### Records to process
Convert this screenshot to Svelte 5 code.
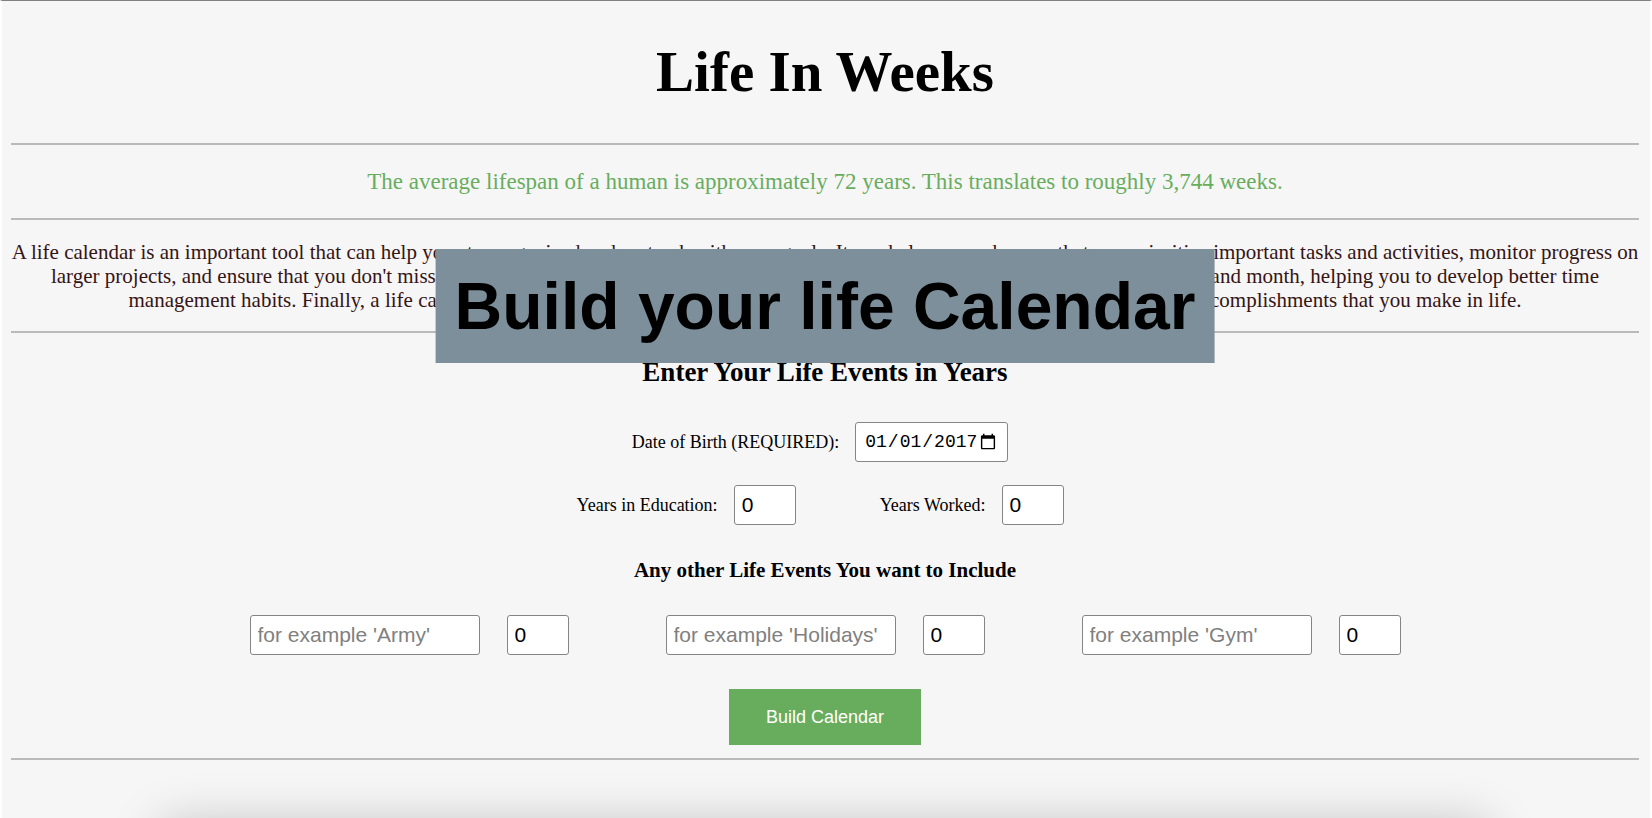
<script>
  let birthDate = $state('2017-01-01');
  let education = $state(0);
  let worked = $state(0);
  let events = $state([
    { id: 'event-1', hint: "for example 'Army'", name: '', years: 0 },
    { id: 'event-2', hint: "for example 'Holidays'", name: '', years: 0 },
    { id: 'event-3', hint: "for example 'Gym'", name: '', years: 0 }
  ]);
</script>

<div class="page">
  <header>
    <h1>Life In Weeks</h1>
  </header>
  <hr />
  <p class="fact">The average lifespan of a human is approximately 72 years. This translates to roughly 3,744 weeks.</p>
  <hr />
  <div class="intro">
    <p>
      A life calendar is an important tool that can help you stay organized and on track with your goals. It can help you make sure that you prioritize important tasks and activities, monitor progress on<br />
      larger projects, and ensure that you don't miss important deadlines. It can also help you to plan and manage your time for each day, week, and month, helping you to develop better time<br />
      management habits. Finally, a life calendar can also help you to look back and reflect on your progress and to celebrate all the accomplishments that you make in life.
    </p>
    <div class="banner">Build your life Calendar</div>
  </div>
  <hr />
  <form onsubmit={(e) => e.preventDefault()}>
    <h2>Enter Your Life Events in Years</h2>
    <div class="row fields">
      <div class="field">
        <label for="birth">Date of Birth (REQUIRED):</label>
        <input id="birth" class="date" type="date" bind:value={birthDate} required />
      </div>
    </div>
    <div class="row fields">
      <div class="field">
        <label for="education">Years in Education:</label>
        <input id="education" class="years" type="number" min="0" bind:value={education} />
      </div>
      <div class="field">
        <label for="worked">Years Worked:</label>
        <input id="worked" class="years" type="number" min="0" bind:value={worked} />
      </div>
    </div>
    <h3>Any other Life Events You want to Include</h3>
    <div class="row events">
      {#each events as event (event.id)}
        <div class="event">
          <input class="name" type="text" placeholder={event.hint} aria-label="Event name" bind:value={event.name} />
          <input class="years" type="number" min="0" aria-label="Years" bind:value={event.years} />
        </div>
      {/each}
    </div>
    <button type="submit">Build Calendar</button>
  </form>
  <hr />
  <div class="shade"></div>
</div>

<style>
  :global(body) {
    background: #f6f6f6;
  }
  .page {
    box-sizing: border-box;
    min-height: 100vh;
    padding: 0 11px 0 9px;
    border-top: 1px solid #808080;
    border-left: 2px solid #fff;
    border-right: 2px solid #fff;
    background: #f6f6f6;
    font-family: "Liberation Serif", "Times New Roman", serif;
    color: #000;
    text-align: center;
    overflow: hidden;
    display: flex;
    flex-direction: column;
  }
  h1, h2, h3, p {
    margin: 0;
  }
  hr {
    width: 100%;
    height: 2px;
    margin: 0;
    border: 0;
    background: #bababa;
  }
  h1 {
    padding: 39px 0;
    font-size: 57px;
    line-height: 64px;
  }
  .fact {
    padding: 22px 0;
    font-size: 23px;
    line-height: 29px;
    color: #68ad5d;
  }
  .intro {
    position: relative;
    display: flex;
    justify-content: center;
    padding: 20px 0 19px;
    font-size: 21px;
    line-height: 24px;
    color: #351414;
  }
  .intro p {
    white-space: nowrap;
  }
  .banner {
    position: absolute;
    top: 29px;
    left: 50%;
    transform: translateX(-50%);
    padding: 19px;
    background: #7d8f9a;
    color: #000;
    font: bold 66px/76px "Liberation Sans", Arial, sans-serif;
    white-space: nowrap;
  }
  form {
    display: flex;
    flex-direction: column;
    align-items: center;
  }
  h2 {
    padding-top: 23px;
    font-size: 27px;
    line-height: 32px;
  }
  .row {
    display: flex;
    justify-content: center;
    gap: 84px;
    margin-top: 23px;
  }
  .fields {
    padding-right: 10px;
  }
  h2 + .row {
    margin-top: 34px;
  }
  .field {
    display: flex;
    align-items: center;
    gap: 16px;
    font-size: 18px;
  }
  .event {
    display: flex;
    gap: 27px;
  }
  .events {
    gap: 97px;
    margin-top: 32px;
  }
  input {
    box-sizing: border-box;
    height: 40px;
    padding: 0 7px;
    border: 1px solid #858585;
    border-radius: 3px;
    background: #fff;
    color: #000;
    font: 21px "Liberation Sans", Arial, sans-serif;
  }
  input::placeholder {
    color: #808080;
  }
  .date {
    width: 153px;
    padding: 0 8px;
    font: 18px "Liberation Mono", monospace;
  }
  .years {
    width: 62px;
    appearance: textfield;
  }
  .name {
    width: 230px;
  }
  h3 {
    margin-top: 32px;
    font-size: 21px;
    line-height: 26px;
  }
  button {
    height: 56px;
    margin: 34px 0 13px;
    padding: 0 37px;
    border: 0;
    background: #68ad5d;
    color: #fff;
    font: 18px "Liberation Sans", Arial, sans-serif;
  }
  .shade {
    flex: 1;
    margin: 0 150px;
    position: relative;
  }
  .shade::after {
    content: "";
    position: absolute;
    top: 100%;
    left: 0;
    right: 0;
    height: 60px;
    box-shadow: 0 6px 50px rgba(0, 0, 0, 0.22);
  }
</style>
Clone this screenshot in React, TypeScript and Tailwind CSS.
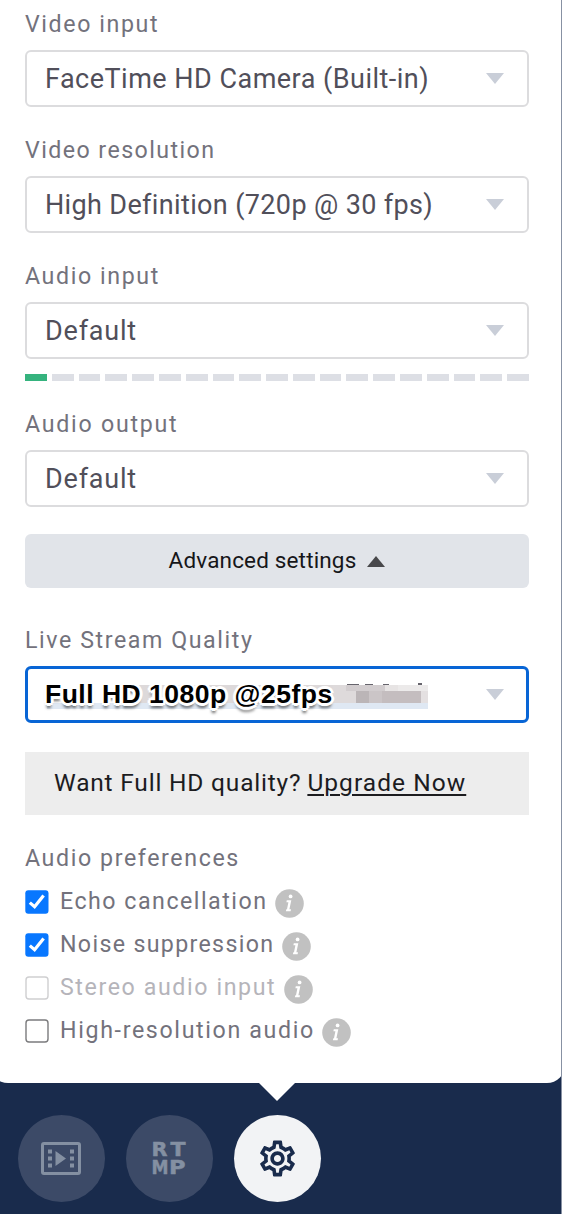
import type { ReactNode } from "react";
import { MdOutlineSettings } from "react-icons/md";

function Label({ children, spacing }: { children: ReactNode; spacing: string }) {
  return (
    <div className={`h-[30px] whitespace-nowrap text-[23.2px] leading-[30px] text-[#73727c] ${spacing}`}>
      {children}
    </div>
  );
}

function Caret() {
  return (
    <svg className="h-[11px] w-[18px] shrink-0" viewBox="0 0 18 11" fill="#c9ced8">
      <path d="M0 0H18L9 11Z" />
    </svg>
  );
}

function Select({ children, spacing }: { children: ReactNode; spacing: string }) {
  return (
    <div className="mt-[11px] flex h-[57px] items-center justify-between rounded-md border-2 border-[#dcdcde] pr-[23px] pl-[18px]">
      <span className={`whitespace-nowrap text-[27px] leading-[30px] text-[#514f5a] ${spacing}`}>{children}</span>
      <Caret />
    </div>
  );
}

function Preference({ label, spacing, checked, disabled }: { label: string; spacing: string; checked?: boolean; disabled?: boolean }) {
  return (
    <div className="flex h-[43.2px] items-center">
      <svg className="mt-[2px] h-6 w-6 shrink-0" viewBox="0 0 24 24">
        {checked ? (
          <>
            <rect x="0.3" y="0.3" width="23.2" height="23.4" rx="3" fill="#0877ff" />
            <path d="M4.8 12.6 9.6 16.8 18.6 5.4" fill="none" stroke="#fff" strokeWidth="3.2" />
          </>
        ) : (
          <rect x="1" y="1" width="22" height="22" rx="3" fill="#fff" stroke={disabled ? "#cfcfd1" : "#7b7b7d"} strokeWidth="1.4" />
        )}
      </svg>
      <span className={`ml-[11px] whitespace-nowrap text-[23.2px] leading-[30px] ${spacing} ${disabled ? "text-[#b5b4ba]" : "text-[#73727c]"}`}>
        {label}
      </span>
      <svg className="mt-[5px] ml-[7.5px] h-[29px] w-[29px] shrink-0" viewBox="0 0 29 29">
        <circle cx="14.5" cy="14.5" r="14.3" fill="#c1c1c1" />
        <g fill="#fff">
          <circle cx="15.6" cy="7.4" r="1.9" />
          <path d="M11.8 11.3H16.3L14.4 20.3H16L15.6 22.3H10.9L11.3 20.3H12L13.4 13.3H11.4Z" />
        </g>
      </svg>
    </div>
  );
}

export default function App() {
  return (
    <main className="h-[1214px] w-[562px] overflow-hidden border-r border-[#8791a3] bg-[#192b4c] font-['Roboto',sans-serif]">
      <section className="-ml-[10px] h-[1083px] w-[575px] rounded-b-[18px] bg-white pt-[9px] pl-[35px]">
        <div className="w-[504px]">
          <Label spacing="tracking-[1.6px]">Video input</Label>
          <Select spacing="tracking-[0.48px]">FaceTime HD Camera (Built-in)</Select>
          <div className="h-[28px]" />
          <Label spacing="tracking-[1.43px]">Video resolution</Label>
          <Select spacing="tracking-[0.36px]">High Definition (720p @ 30 fps)</Select>
          <div className="h-[28px]" />
          <Label spacing="tracking-[1.6px]">Audio input</Label>
          <Select spacing="tracking-[0.8px]">Default</Select>
          <div className="mt-[15px] grid h-[7px] grid-cols-19 gap-[5px]">
            {Array.from({ length: 19 }, (_, i) => (
              <div key={i} className={i === 0 ? "bg-[#35b37e]" : "bg-[#dddfe5]"} />
            ))}
          </div>
          <div className="h-[28px]" />
          <Label spacing="tracking-[1.75px]">Audio output</Label>
          <Select spacing="tracking-[0.8px]">Default</Select>
          <button className="mt-[27px] flex h-[54px] w-full items-center justify-center gap-[11px] rounded-md bg-[#e1e4e9] text-[22.5px] text-[#161619]">
            <span className="whitespace-nowrap tracking-[0.16px]">Advanced settings</span>
            <svg className="h-[11px] w-[18px]" viewBox="0 0 18 11" fill="#48484b">
              <path d="M0 11H18L9 0Z" />
            </svg>
          </button>
          <div className="h-[37px]" />
          <Label spacing="tracking-[1.58px]">Live Stream Quality</Label>
          <div className="relative mt-[11px] flex h-[57px] items-center justify-between rounded-md border-[3.5px] border-[#0865d5] pr-[22px] pl-[17px]">
            <svg className="absolute top-[14px] left-[15px] h-[30px] w-[390px]" viewBox="0 0 390 30" shapeRendering="crispEdges">
              <rect x="4" y="20" width="381" height="6" fill="#dfe8f3" />
              <rect x="90" y="2" width="210" height="18" fill="#ddd9da" />
              <path d="M304 1h12v2h-12zM322 1h8v2h-8zM340 1h6v2h-6zM375 0h4v3h-4z" fill="#66646c" />
              <rect x="290" y="2" width="95" height="18" fill="#dedadb" />
              <rect x="303" y="2" width="39" height="6" fill="#d2cdcf" />
              <rect x="342" y="2" width="13" height="6" fill="#e7e4e4" />
              <rect x="355" y="2" width="30" height="6" fill="#eceaea" />
              <rect x="313" y="8" width="65" height="12" fill="#c4bdbf" />
              <rect x="313" y="8" width="13" height="12" fill="#bbb5b7" />
              <rect x="326" y="8" width="13" height="12" fill="#cbc5c7" />
              <rect x="378" y="8" width="7" height="12" fill="#e4e0e1" />
            </svg>
            <span className="relative -top-px whitespace-nowrap font-['Liberation_Sans',sans-serif] text-[26.5px] leading-[30px] font-bold tracking-[0.5px] text-black [text-shadow:3px_0_0_#fff,-3px_0_0_#fff,0_3px_0_#fff,0_-3px_0_#fff,2px_2px_0_#fff,-2px_2px_0_#fff,2px_-2px_0_#fff,-2px_-2px_0_#fff,0_5px_3px_rgba(0,0,0,0.6)]">
              Full HD 1080p @25fps
            </span>
            <Caret />
          </div>
          <div className="mt-[29px] flex h-[63px] items-center bg-[#ededed] pl-[29px] text-[24.5px] whitespace-nowrap text-[#1c1c1f]">
            <span className="tracking-[0.8px]">Want Full HD quality?</span>
            <a className="ml-[6px] tracking-[1.05px] underline decoration-2 underline-offset-[3px]">Upgrade Now</a>
          </div>
          <div className="h-[28px]" />
          <Label spacing="tracking-[1.6px]">Audio preferences</Label>
          <div className="mt-[6px]">
            <Preference label="Echo cancellation" spacing="tracking-[1.5px]" checked />
            <Preference label="Noise suppression" spacing="tracking-[1.33px]" checked />
            <Preference label="Stereo audio input" spacing="tracking-[1.6px]" disabled />
            <Preference label="High-resolution audio" spacing="tracking-[1.65px]" />
          </div>
        </div>
      </section>
      <svg className="ml-[259px] h-[18px] w-[36px]" viewBox="0 0 36 18" fill="#fff">
        <path d="M0 0H36L18 18Z" />
      </svg>
      <nav className="mt-[14px] flex gap-[21.4px] pl-[18px]">
        <button className="flex h-[86.6px] w-[86.6px] items-center justify-center rounded-full bg-[#3c4a67]">
          <svg className="h-[33px] w-[40px]" viewBox="0 0 40 33" fill="#8490a2">
            <rect x="1.5" y="1.5" width="37" height="30" rx="1.5" fill="none" stroke="#8490a2" strokeWidth="3" />
            <path d="M14.5 9V24L25 16.5ZM7 7.5h4v4H7zM7 14.5h4v4H7zM7 21.5h4v4H7zM29 7.5h4v4h-4zM29 14.5h4v4h-4zM29 21.5h4v4h-4z" />
          </svg>
        </button>
        <button className="flex h-[86.6px] w-[86.6px] items-center justify-center rounded-full bg-[#3c4a67]">
          <svg className="h-[54px] w-[54px] font-['DejaVu_Sans',sans-serif] text-[19px] font-bold" viewBox="0 0 54 54" fill="#8490a2" stroke="#8490a2" strokeWidth="0.5">
            <text x="9.5" y="25" textLength="16" lengthAdjust="spacingAndGlyphs">R</text>
            <text x="28.5" y="25" textLength="15" lengthAdjust="spacingAndGlyphs">T</text>
            <text x="9.5" y="43.3" textLength="17" lengthAdjust="spacingAndGlyphs">M</text>
            <text x="27" y="43.3" textLength="16.5" lengthAdjust="spacingAndGlyphs">P</text>
          </svg>
        </button>
        <button className="flex h-[86.6px] w-[86.6px] items-center justify-center rounded-full bg-[#f2f3f5]">
          <MdOutlineSettings className="h-[43px] w-[43px] text-[#192b4c]" />
        </button>
      </nav>
    </main>
  );
}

### Work to be completed
Pick out every line above that contains the word "screenshot" and copy it.

### Problem solution
Convert this screenshot to Svelte 5 code.
Clone this screenshot in React, TypeScript and Tailwind CSS.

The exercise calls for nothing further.